Every Monday, Heeter researches lumber prices and marks his stock accordingly.
He and Jenny have also looked to attract a larger customer base to their stores by tailoring certain sections and displays.
In the New Bethlehem and Knox locations, the Heeters devised kitchen displays to highlight their products in that area.
Meanwhile, a rise in DIY mentality among customers has led the Heeters to adapt their stores for that demographic.
“We’re moving some of our stores around to cater to that because I think that’s a big thing that’s happening,” said Heeter. “That and moving out of the city, because I think there’s a shift of people not going back to work in the offices, and I think they’re going to come fix their camps up and summer homes and make them their permanent residence.”
Women are another demographic group Heeter Lumber wants to target.
“Lumber stores are places where men notoriously go to shop. 50 percent of the money that’s spent in the house, a woman is doing it. We want the stores to be more inviting and have more of them come in. That’s one of my wife’s main goals,” Heeter explained.
Heeter Lumber is also forward-thinking.
Heeter asserted a businessperson should never stop learning and trying to improve.
“If you’re doing things this year like you did then two years ago,” he remarked, “you’re behind because it’s amazing how fast things are changing.”
As long-time residents of Clarion County, Heeter said he and his wife understand the importance of giving back to their local community.
“We can’t support all of them, but we do as much as we can,” he stated. “Boy Scouts is a big thing for us. Church groups, we try to help out as much as we can.”
Heeter mentioned supporting local businesses like his end up being a net positive for the community, as those businesses can then give back.
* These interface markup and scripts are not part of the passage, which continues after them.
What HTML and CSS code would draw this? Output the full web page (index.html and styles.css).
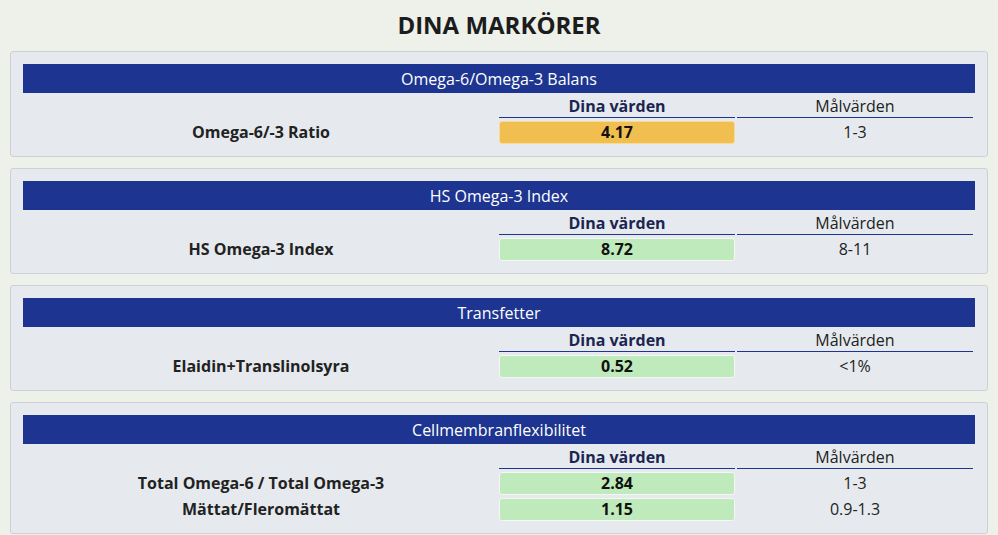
FILE: index.html
```html
<!DOCTYPE html>
<html lang="sv">
<head>
<meta charset="utf-8">
<title>Dina markörer</title>
<link rel="stylesheet" href="styles.css">
</head>
<body>
<div class="page">
  <h1 class="title">DINA MARKÖRER</h1>

  <section class="panel">
    <div class="panel-head">Omega-6/Omega-3 Balans</div>
    <div class="grid">
      <div class="cell"></div>
      <div class="cell th th-you">Dina värden</div>
      <div class="cell th">Målvärden</div>
      <div class="cell label">Omega-6/-3 Ratio</div>
      <div class="cell value warn">4.17</div>
      <div class="cell target">1-3</div>
    </div>
  </section>

  <section class="panel">
    <div class="panel-head">HS Omega-3 Index</div>
    <div class="grid">
      <div class="cell"></div>
      <div class="cell th th-you">Dina värden</div>
      <div class="cell th">Målvärden</div>
      <div class="cell label">HS Omega-3 Index</div>
      <div class="cell value ok">8.72</div>
      <div class="cell target">8-11</div>
    </div>
  </section>

  <section class="panel">
    <div class="panel-head">Transfetter</div>
    <div class="grid">
      <div class="cell"></div>
      <div class="cell th th-you">Dina värden</div>
      <div class="cell th">Målvärden</div>
      <div class="cell label">Elaidin+Translinolsyra</div>
      <div class="cell value ok">0.52</div>
      <div class="cell target">&lt;1%</div>
    </div>
  </section>

  <section class="panel">
    <div class="panel-head">Cellmembranflexibilitet</div>
    <div class="grid">
      <div class="cell"></div>
      <div class="cell th th-you">Dina värden</div>
      <div class="cell th">Målvärden</div>
      <div class="cell label">Total Omega-6 / Total Omega-3</div>
      <div class="cell value ok">2.84</div>
      <div class="cell target">1-3</div>
      <div class="cell label">Mättat/Fleromättat</div>
      <div class="cell value ok">1.15</div>
      <div class="cell target">0.9-1.3</div>
    </div>
  </section>
</div>
</body>
</html>
```
FILE: styles.css
```css
* { box-sizing: border-box; }

html, body {
  margin: 0;
  padding: 0;
  background: #eef0ea;
  font-family: "Open Sans", "DejaVu Sans", sans-serif;
  color: #222;
}

.page {
  padding: 0 10px;
}

.title {
  margin: 0;
  padding: 8px 0 10px;
  line-height: 33px;
  font-size: 24px;
  font-weight: 700;
  text-align: center;
  color: #1c1c1c;
}

.panel {
  background: #e6eaee;
  border: 1px solid #cdd1d4;
  border-radius: 3px;
  padding: 12px;
  margin-bottom: 11px;
}

.panel-head {
  height: 29px;
  padding-top: 2px;
  line-height: 27px;
  background: #1d3590;
  color: #fff;
  font-size: 16px;
  text-align: center;
}

.grid {
  display: grid;
  grid-template-columns: 2fr 1fr 1fr;
  column-gap: 2px;
  row-gap: 3px;
  padding: 2px 2px 0;
}

.cell {
  height: 23px;
  padding-top: 1px;
  line-height: 21px;
  font-size: 16px;
  text-align: center;
}

.th {
  height: 23px;
  padding-top: 1px;
  line-height: 21px;
  border-bottom: 1px solid #1d3590;
  color: #222;
}

.th-you {
  font-weight: 700;
  color: #1b2552;
}

.label {
  font-weight: 700;
  color: #222;
}

.value {
  padding-top: 0;
  font-weight: 700;
  color: #111;
  border: 1px solid #f4f7f2;
  border-radius: 3px;
}

.value.ok {
  background: #bfeabc;
}

.value.warn {
  background: #f1bf4f;
  border-color: #f6dc9a;
}

.target {
  color: #222;
}
```
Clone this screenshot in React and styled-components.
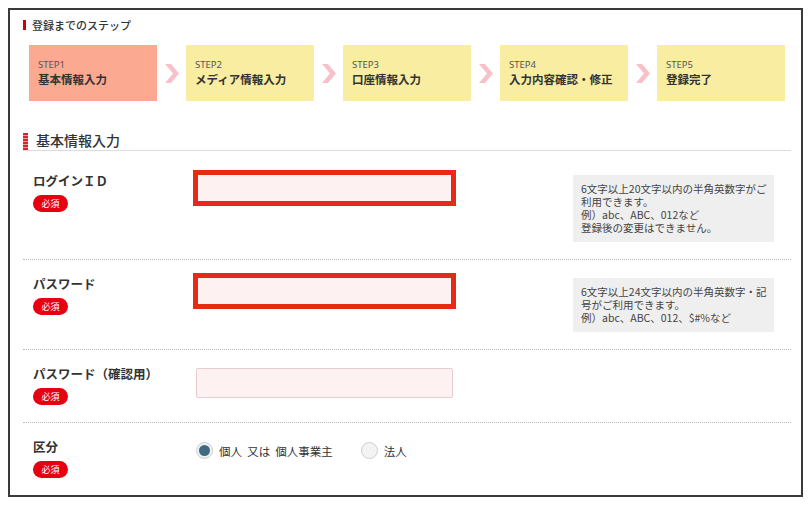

“We try to support everything, but people don’t realize that shopping local, the money stays local, too,” he said. “I think people who aren’t in business don’t realize you put a lot of money back in these communities.”
By all accounts, Heeter Lumber’s outlook is bright.
Heeter said they will hire one to two salespeople to act as liaisons between various construction projects in the area and his business.
“I think that’s something you have to do,” he said, “especially at the size we are.”
Heeter is also looking to add more locations. Though he did not say where, he did add “just about all of them” would be within Clarion County.
“We’re going to expand, I know that for sure,” he said. “We have four now, so if I could have seven, then I think we would be done.”